J'habitais cité Solimar quand j'étais môme sous le cru soleil d'Antibes, juste à côté de la cité Belvédère, entre eux et nous un terrain vague que chacun cherchait à s'approprier en construisant des cabanes, en envahissant le territoire juchés sur des vélos, en se défiant torse bombé. Notre version à nous de la bande de Gaza. Sauf que la bande du Solimar et celle du Belvédère se fourraient le doigt dans l’œil, le terrain vague n'était ni aux uns, ni aux autres, il était à moi. Je pampais aussi bien ceux d'un camp que ceux de l'autre, rien à foutre que les uns soient mes voisins de palier. Parce que dans la vie on n'est pas obligé de choisir un camp, on est juste tenu de rester soi-même. 
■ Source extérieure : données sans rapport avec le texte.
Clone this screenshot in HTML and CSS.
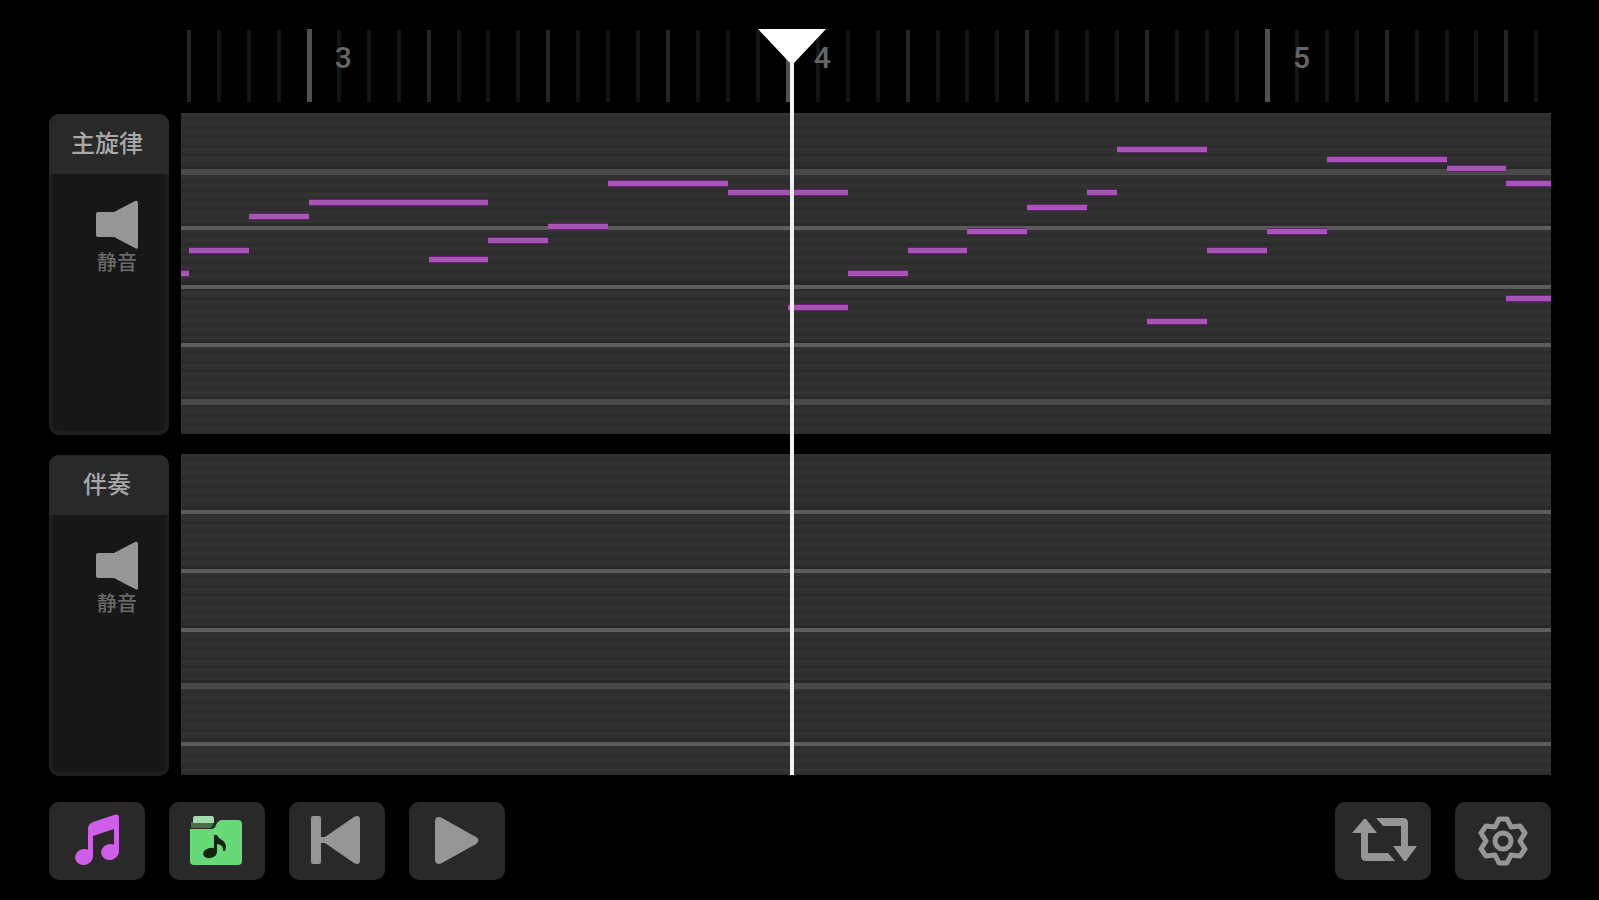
FILE: index.html
```html
<!DOCTYPE html>
<html lang="zh-CN">
<head>
    <meta charset="UTF-8">
    <meta name="viewport" content="width=device-width, initial-scale=1.0">
    <title>主旋律</title>
    <link rel="stylesheet" href="styles.css">
</head>
<body>
    <main class="editor">
        <div class="ruler" id="ruler"></div>

        <section class="track">
            <div class="track-panel">
                <h2 class="track-name">主旋律</h2>
                <button class="mute" type="button">
                    <svg width="42" height="50" viewBox="0 0 42 50"><path d="M2 12h16L39 1q3-1 3 2v44q0 3-3 1L18 37H2q-2 0-2-2V14q0-2 2-2z"/></svg>
                    <span>静音</span>
                </button>
            </div>
            <div class="roll" id="melody"></div>
        </section>

        <section class="track">
            <div class="track-panel">
                <h2 class="track-name">伴奏</h2>
                <button class="mute" type="button">
                    <svg width="42" height="50" viewBox="0 0 42 50"><path d="M2 12h16L39 1q3-1 3 2v44q0 3-3 1L18 37H2q-2 0-2-2V14q0-2 2-2z"/></svg>
                    <span>静音</span>
                </button>
            </div>
            <div class="roll" id="backing"></div>
        </section>

        <div class="overlay">
            <div class="playhead" id="playhead">
                <svg width="72" height="38" viewBox="0 0 72 38"><path d="M2 1h68L38 35h-4z"/></svg>
            </div>
        </div>
    </main>

    <nav class="toolbar">
        <button class="tool" type="button" aria-label="音符">
            <svg class="note-icon" viewBox="0 0 96 78">
                <ellipse cx="35" cy="55" rx="9" ry="8" transform="rotate(-15 35 55)"/>
                <ellipse cx="61" cy="50" rx="9" ry="8" transform="rotate(-15 61 50)"/>
                <path d="M39 55V27q0-5 5-7l21-7q5-2 5 3v34h-5V27l-21 7v21z"/>
            </svg>
        </button>
        <button class="tool" type="button" aria-label="曲库">
            <svg viewBox="0 0 96 78">
                <path fill="#68d979" d="M21 27h21q4 0 5-4l1-2q2-3 5-3h16q4 0 4 4v37q0 4-4 4H25q-4 0-4-4z"/>
                <path fill="#3d7548" d="M22 20h22v3l-3 3H22z"/>
                <path fill="#a4dcae" d="M26 14h17q2 0 2 3v4H24v-5q0-2 2-2z"/>
                <g fill="#10240f">
                    <ellipse cx="41" cy="51" rx="7" ry="5" transform="rotate(-15 41 51)"/>
                    <path d="M45 51V33h3q1 3 5 5 6 4 3 11h-2q1-6-6-7v9z"/>
                </g>
            </svg>
        </button>
        <button class="tool" type="button" aria-label="回到开头">
            <svg viewBox="0 0 96 78">
                <rect x="22" y="14" width="10" height="48" rx="2"/>
                <path d="M31 35h5L65 15q6-3 6 3v40q0 6-6 3L36 41h-5z"/>
            </svg>
        </button>
        <button class="tool" type="button" aria-label="播放">
            <svg viewBox="0 0 96 78"><path d="M26 20q0-7 7-4l34 19q5 3 0 7L33 61q-7 3-7-4z"/></svg>
        </button>
        <span class="spacer"></span>
        <button class="tool" type="button" aria-label="循环">
            <svg viewBox="0 0 96 78">
                <path d="M29 17h2l11 14h-9v20h20l7 8H31q-5 0-5-5V31h-9z"/>
                <path d="M41 16h27q5 0 5 5v23h9L71 59h-2L58 44h8V24H48z"/>
            </svg>
        </button>
        <button class="tool" type="button" aria-label="设置">
            <svg class="gear-icon" viewBox="0 0 96 78">
                <path d="M44 17h8l4 8 9-1 5 7-5 8 5 8-5 7-9-1-4 8h-8l-4-8-9 1-5-7 5-8-5-8 5-7 9 1z"/>
                <circle cx="48" cy="39" r="8"/>
            </svg>
        </button>
    </nav>

    <script src="script.js"></script>
</body>
</html>
```

FILE: styles.css
```css
:root {
    --panel: #171717;
    --panel-edge: #1e1e1e;
    --raised: #292929;
    --icon: #969696;
    --note: #a655b5;
    --note-edge: #652073;
}

* {
    box-sizing: border-box;
}

body {
    margin: 0;
    min-height: 100vh;
    padding: 28px 48px 20px 49px;
    display: flex;
    flex-direction: column;
    background: #000;
    font-family: Roboto, "Noto Sans CJK SC", sans-serif;
}

button {
    border: none;
    padding: 0;
    font-family: inherit;
    cursor: pointer;
}

svg {
    display: block;
    fill: var(--icon);
}

.editor {
    position: relative;
    flex: 1;
    display: flex;
    flex-direction: column;
    gap: 20px;
}

/* bar ruler */
.ruler {
    position: relative;
    height: 74px;
    margin: 0 0 -9px 132px;
}

.tick {
    position: absolute;
    top: 2px;
    bottom: 0;
    width: 4px;
    margin-left: -2px;
    background: #141414;
}

.tick.beat {
    background: #252525;
}

.tick.bar {
    top: 1px;
    width: 5px;
    background: #505050;
}

.bar-number {
    position: absolute;
    z-index: 1;
    top: 12px;
    margin-left: 26px;
    font-size: 30px;
    font-weight: 500;
    line-height: 36px;
    color: #666;
}

/* tracks */
.track {
    flex: 1;
    display: flex;
    gap: 12px;
}

.track-panel {
    width: 120px;
    margin: 1px 0 -1px;
    display: flex;
    flex-direction: column;
    align-items: center;
    border-radius: 10px;
    overflow: hidden;
    background: var(--panel);
    box-shadow: inset 0 0 0 4px var(--panel-edge);
}

.track-name {
    align-self: stretch;
    margin: 0;
    padding-right: 4px;
    background: var(--raised);
    color: #a8a8a8;
    font-size: 24px;
    font-weight: 500;
    line-height: 60px;
    text-align: center;
}

.mute {
    display: flex;
    flex-direction: column;
    align-items: center;
    margin: 26px 0 0 16px;
    background: none;
    color: #6a6a6a;
    font-size: 20px;
    font-weight: 500;
    line-height: 26px;
}

.roll {
    position: relative;
    flex: 1;
    overflow: hidden;
    background: repeating-linear-gradient(#343434 0, #303030 3px, #2c2c2c 6px, #303030 8px, #343434 9px);
}

.octave {
    position: absolute;
    left: 0;
    right: 0;
    height: 4px;
    margin-top: -2px;
    background: #5c5c5c;
    box-shadow: 0 -3px 0 #292929;
}

.octave.soft {
    height: 6px;
    margin-top: -3px;
    background: #494949;
}

.note {
    position: absolute;
    height: 7px;
    margin-top: -4px;
    border: solid var(--note-edge);
    border-width: 1px 0;
    background: var(--note);
}

/* playhead */
.overlay {
    position: absolute;
    inset: 0 0 0 132px;
    pointer-events: none;
}

.playhead {
    position: absolute;
    top: 0;
    bottom: 0;
    width: 72px;
    margin-left: -36px;
    background: linear-gradient(#f2f2f2, #f2f2f2) center bottom / 4px calc(100% - 20px) no-repeat;
}

.playhead svg {
    fill: #fff;
}

/* toolbar */
.toolbar {
    display: flex;
    gap: 24px;
    margin-top: 27px;
}

.tool {
    width: 96px;
    height: 78px;
    border-radius: 10px;
    background: var(--raised);
}

.spacer {
    flex: 1;
}

.note-icon {
    fill: #cf5fe8;
}

.gear-icon {
    fill: none;
    stroke: var(--icon);
    stroke-width: 5;
    stroke-linejoin: round;
}
```

FILE: script.js
```js
// horizontal positions are in sixteenth steps, vertical ones in px inside the roll
const VISIBLE_STEPS = 45.76;
const OFFSET = 0.27;
const FIRST_BAR = 3;

const notes = [
    [-0.27, 0.27, 161], [0, 2, 138], [2, 2, 104], [4, 6, 90],
    [8, 2, 147], [10, 2, 128], [12, 2, 114], [14, 4, 71],
    [18, 4, 80], [20, 2, 195], [22, 2, 161], [24, 2, 138],
    [26, 2, 119], [28, 2, 95], [30, 1, 80], [31, 3, 37],
    [32, 2, 209], [34, 2, 138], [36, 2, 119], [38, 4, 47],
    [42, 2, 56], [44, 2, 71], [44, 2, 186]
];

const octaves = {
    melody: [[59, true], [115, false], [174, false], [232, false], [289, true]],
    backing: [[58, false], [117, false], [176, false], [232, true], [290, false]]
};

const toPercent = steps => steps / VISIBLE_STEPS * 100 + '%';

function add(parent, className, style, text) {
    const el = document.createElement('div');
    el.className = className;
    Object.assign(el.style, style);
    if (text) el.textContent = text;
    parent.appendChild(el);
}

const ruler = document.getElementById('ruler');
for (let step = 0; step <= 45; step++) {
    const isBar = step % 16 === 4;
    const left = toPercent(step + OFFSET);
    add(ruler, 'tick' + (isBar ? ' bar' : step % 4 === 0 ? ' beat' : ''), { left });
    if (isBar) {
        add(ruler, 'bar-number', { left }, String(FIRST_BAR + (step - 4) / 16));
    }
}

for (const id in octaves) {
    const roll = document.getElementById(id);
    octaves[id].forEach(([y, soft]) => add(roll, soft ? 'octave soft' : 'octave', { top: y + 'px' }));
}

const melody = document.getElementById('melody');
notes.forEach(([step, length, y]) => {
    add(melody, 'note', { left: toPercent(step + OFFSET), width: toPercent(length), top: y + 'px' });
});

document.getElementById('playhead').style.left = toPercent(20.13 + OFFSET);
```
C'est ça Les Démons de Jésus. Comme Va Mourire de Nicolas Boukhrief ou Comme Un Aimant de Kamel Saleh et Akhenaton, le film de Bernie Bonvoisin ne pratique pas la flagornerie, il n'encense rien ni ne dénonce quoique ce soit, il ouvre juste une fenêtre sur un endroit vers lequel les regards ne se tournent jamais. Mai 1968 en France tel qu'on nous le vend ne concerne que ceux qui nous le vendent. Et même si la caissière est mignonne, c'est très con d'acheter un truc inutile.